PPS students visit Selma for 50th anniversary of civil rights march
Fifty years ago, thousands of people marched from Selma to Birmingham, Alabama in the name of civil rights, carrying the body of an innocent man named Jimmy Lee Jackson. Less than 50 days ago, Cleveland English teacher Darryl Miles led a six day trip to Alabama with students from Grant High School and Cleveland senior Angela Schoepp, uniting with thousands more that flocked to the South on the 50th anniversary of the March in Selma.
“50 years ago, the voting rights act was put into place … but certain states, specifically 12 southern states that wanted to secede from the union were not honoring those laws in the way that they were to be honored,” Miles explained.
From March 4-9 the group filled their time with sight seeing historical monuments around the city.
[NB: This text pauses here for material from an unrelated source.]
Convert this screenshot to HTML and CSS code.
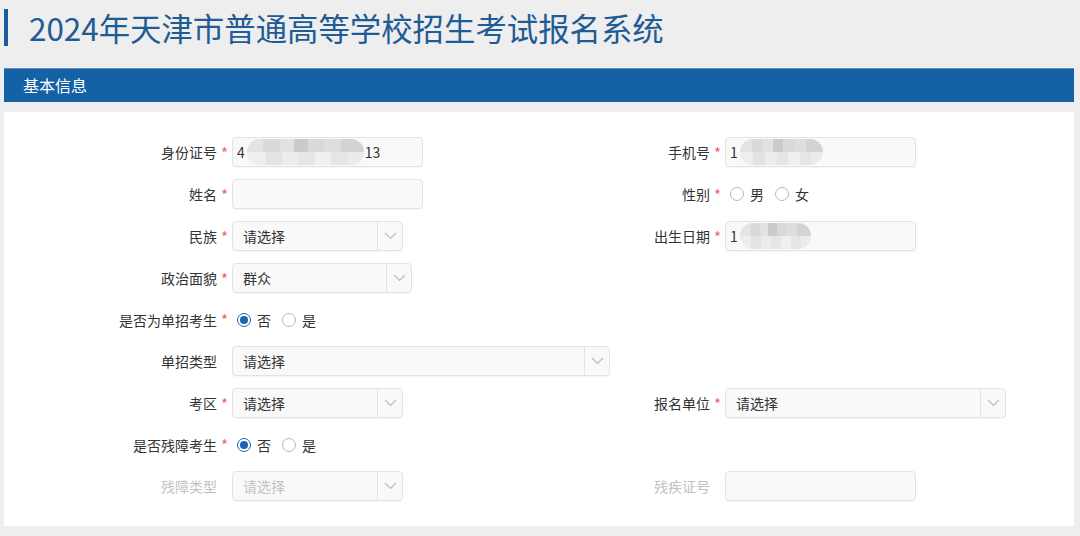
FILE: index.html
```html
<!DOCTYPE html>
<html lang="zh-CN">
<head>
<meta charset="utf-8">
<title>2024年天津市普通高等学校招生考试报名系统</title>
<link rel="stylesheet" href="styles.css">
</head>
<body>
<header class="title">
  <span class="accent"></span>
  <h1>2024年天津市普通高等学校招生考试报名系统</h1>
</header>
<div class="section-bar">基本信息</div>
<main class="panel">
  <div class="row">
    <div class="cell">
      <label class="lbl">身份证号</label><span class="star">*</span>
      <div class="input w190"><span class="val">4</span><span class="blur b117"></span><span class="val">13</span></div>
    </div>
    <div class="cell">
      <label class="lbl">手机号</label><span class="star">*</span>
      <div class="input w190"><span class="val">1</span><span class="blur b83"></span></div>
    </div>
  </div>
  <div class="row">
    <div class="cell">
      <label class="lbl">姓名</label><span class="star">*</span>
      <div class="input w190"></div>
    </div>
    <div class="cell">
      <label class="lbl">性别</label><span class="star">*</span>
      <div class="radios">
        <span class="radio"></span><span class="rtext">男</span>
        <span class="radio"></span><span class="rtext">女</span>
      </div>
    </div>
  </div>
  <div class="row">
    <div class="cell">
      <label class="lbl">民族</label><span class="star">*</span>
      <div class="select w170"><span class="stext">请选择</span><span class="arrow"><svg width="13" height="8" viewBox="0 0 13 8"><path d="M1 1 L6.5 6.5 L12 1" fill="none" stroke="#bdbdbd" stroke-width="1.2"/></svg></span></div>
    </div>
    <div class="cell">
      <label class="lbl">出生日期</label><span class="star">*</span>
      <div class="input w190"><span class="val">1</span><span class="blur b71"></span></div>
    </div>
  </div>
  <div class="row">
    <div class="cell">
      <label class="lbl">政治面貌</label><span class="star">*</span>
      <div class="select w179"><span class="stext">群众</span><span class="arrow"><svg width="13" height="8" viewBox="0 0 13 8"><path d="M1 1 L6.5 6.5 L12 1" fill="none" stroke="#bdbdbd" stroke-width="1.2"/></svg></span></div>
    </div>
  </div>
  <div class="row rrow">
    <div class="cell">
      <label class="lbl">是否为单招考生</label><span class="star">*</span>
      <div class="radios">
        <span class="radio on"></span><span class="rtext">否</span>
        <span class="radio"></span><span class="rtext">是</span>
      </div>
    </div>
  </div>
  <div class="row">
    <div class="cell">
      <label class="lbl">单招类型</label><span class="star"></span>
      <div class="select w377"><span class="stext">请选择</span><span class="arrow"><svg width="13" height="8" viewBox="0 0 13 8"><path d="M1 1 L6.5 6.5 L12 1" fill="none" stroke="#bdbdbd" stroke-width="1.2"/></svg></span></div>
    </div>
  </div>
  <div class="row">
    <div class="cell">
      <label class="lbl">考区</label><span class="star">*</span>
      <div class="select w170"><span class="stext">请选择</span><span class="arrow"><svg width="13" height="8" viewBox="0 0 13 8"><path d="M1 1 L6.5 6.5 L12 1" fill="none" stroke="#bdbdbd" stroke-width="1.2"/></svg></span></div>
    </div>
    <div class="cell">
      <label class="lbl">报名单位</label><span class="star">*</span>
      <div class="select w280"><span class="stext">请选择</span><span class="arrow"><svg width="13" height="8" viewBox="0 0 13 8"><path d="M1 1 L6.5 6.5 L12 1" fill="none" stroke="#bdbdbd" stroke-width="1.2"/></svg></span></div>
    </div>
  </div>
  <div class="row rrow">
    <div class="cell">
      <label class="lbl">是否残障考生</label><span class="star">*</span>
      <div class="radios">
        <span class="radio on"></span><span class="rtext">否</span>
        <span class="radio"></span><span class="rtext">是</span>
      </div>
    </div>
  </div>
  <div class="row">
    <div class="cell">
      <label class="lbl off">残障类型</label><span class="star"></span>
      <div class="select w170 disabled"><span class="stext">请选择</span><span class="arrow"><svg width="13" height="8" viewBox="0 0 13 8"><path d="M1 1 L6.5 6.5 L12 1" fill="none" stroke="#bdbdbd" stroke-width="1.2"/></svg></span></div>
    </div>
    <div class="cell">
      <label class="lbl off">残疾证号</label><span class="star"></span>
      <div class="input w190 disabled"></div>
    </div>
  </div>
</main>
</body>
</html>
```
FILE: styles.css
```css
* { box-sizing: border-box; }
body {
  margin: 0;
  background: #eeeeee;
  font-family: "Noto Sans CJK SC", "Noto Sans", sans-serif;
  color: #333;
}
.title {
  display: flex;
  align-items: center;
  padding: 9px 0 0 4px;
  height: 46px;
}
.accent {
  width: 4px;
  height: 37px;
  background: #1c5c98;
}
.title h1 {
  margin: 0 0 0 21px;
  font-size: 31.4px;
  font-weight: 400;
  color: #1f5b95;
  line-height: 37px;
}
.section-bar {
  margin: 22px 0 0 4px;
  width: 1070px;
  height: 34px;
  background: #1461a6;
  border-top: 1px solid #5d8fc2;
  color: #fff;
  font-size: 16px;
  line-height: 32px;
  padding-left: 19px;
}
.panel {
  margin: 10px 0 0 4px;
  width: 1070px;
  background: #fff;
  padding: 25px 0 25px 0;
  display: flex;
  flex-direction: column;
  gap: 12px;
}
.row {
  display: flex;
  height: 30px;
}
.row.rrow { height: 29px; }
.cell {
  display: flex;
  align-items: center;
  width: 493px;
  flex-shrink: 0;
}
.cell > * { flex-shrink: 0; }
.lbl {
  width: 213px;
  text-align: right;
  font-size: 14px;
  color: #333;
  white-space: nowrap;
}
.lbl.off { color: #c2c2c2; }
.star {
  width: 15px;
  padding-left: 4px;
  color: #f06464;
  font-size: 15px;
  line-height: 15px;
  height: 15px;
}
.input, .select {
  height: 30px;
  background: #f9f9f9;
  border: 1px solid #e3e3e3;
  border-radius: 4px;
  box-shadow: 0 1px 0 rgba(0,0,0,0.03);
  display: flex;
  align-items: center;
  font-size: 14px;
  color: #333;
}
.input { padding-left: 4px; }
.w190 { width: 191px; }
.w170 { width: 171px; }
.w179 { width: 180px; }
.w377 { width: 378px; }
.w280 { width: 281px; }
.val { line-height: 28px; }
.blur {
  display: inline-block;
  height: 26px;
  border-radius: 13px;
  margin: 0 1px 0 2px;
  background:
    linear-gradient(to right, #e4e4e4 0 14%, #dadada 14% 28%, #e2e2e2 28% 40%, #cbcbcb 40% 52%, #d9d9d9 52% 66%, #dedede 66% 80%, #d3d3d3 80% 100%) top / 100% 50% no-repeat,
    linear-gradient(to right, #eeeeee 0 16%, #e3e3e3 16% 30%, #ececec 30% 44%, #e6e6e6 44% 58%, #efefef 58% 72%, #e5e5e5 72% 86%, #ebebeb 86% 100%) bottom / 100% 50% no-repeat;
}
.b117 { width: 117px; }
.b83 { width: 83px; }
.b71 { width: 71px; }
.select { justify-content: space-between; }
.stext { padding-left: 10px; }
.arrow {
  width: 25px;
  height: 100%;
  border-left: 1px solid #e3e3e3;
  display: flex;
  align-items: center;
  justify-content: center;
}
.disabled .stext { color: #c2c2c2; }
.radios {
  display: flex;
  align-items: center;
  padding-left: 5px;
  font-size: 14px;
}
.radio {
  width: 14px;
  height: 14px;
  border: 1px solid #b9b9b9;
  border-radius: 50%;
  background: #fff;
  margin-right: 6px;
  display: flex;
  align-items: center;
  justify-content: center;
}
.radio.on { border-color: #1a64b0; }
.radio.on::after {
  content: "";
  width: 8px;
  height: 8px;
  border-radius: 50%;
  background: #1a64b0;
}
.rtext { margin-right: 11px; color: #333; }
```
They started with visiting the historical African American college Tuskegee University, founded by Booker T. Washington, whose house the group visited as well. While on campus, the group got the opportunity to walk through the museum of George Washington Carver. Beginning Friday morning and continuing through Monday various lecturing events and activities were held throughout the city, including a mock trial that mimics the Supreme Court vs. NAACP voting rights act case that is held every few years.
“What people don’t realize is that the voting rights act is not a constitutional law,” stated Miles. Each time the case is renewed in court, there is always a possibility of the voting rights act being repealed. “So your right to vote could go away if this law gets repealed.”
“Out of the four years I’ve gone, this was the only year that all the kids got it,” said Miles. One of those students was senior Angela Schoepp. “The thing that she said she got was ‘now I can feel’ because she went to the place where [Martin Luther King, Jr.] wrote … one of his most significant, powerful letters, [the Letter From Birmingham Jail], on toilet paper and in margins of newspaper –and so she was like ‘I see where the inspiration for these words comes from. I can feel it.’”
On Sunday March 8, Schoepp and the other students in the group, Miles and 80,000 other supporters went to the Edmund Pettus Bridge, to pay tribute to the original march. People stood shoulder to shoulder filling up the streets for nearly a dozen blocks.
“People [from] all over the world were there of all colors, all ages, and it was just this moment that came across me where it was like ‘wow, all these people are here for the same cause,’” Schoepp explained.
In the past few years there has been a struggle to find people interested in going to Selma on this fieldtrip. Miles said, “There’s nothing that is more impactful than putting yourself in a place that you’re learning about. I mean, you can be read the story, you can be lectured the story, you can do research and everything, but when you go to that place and you put your body in the same place as those people, you get a different experience.”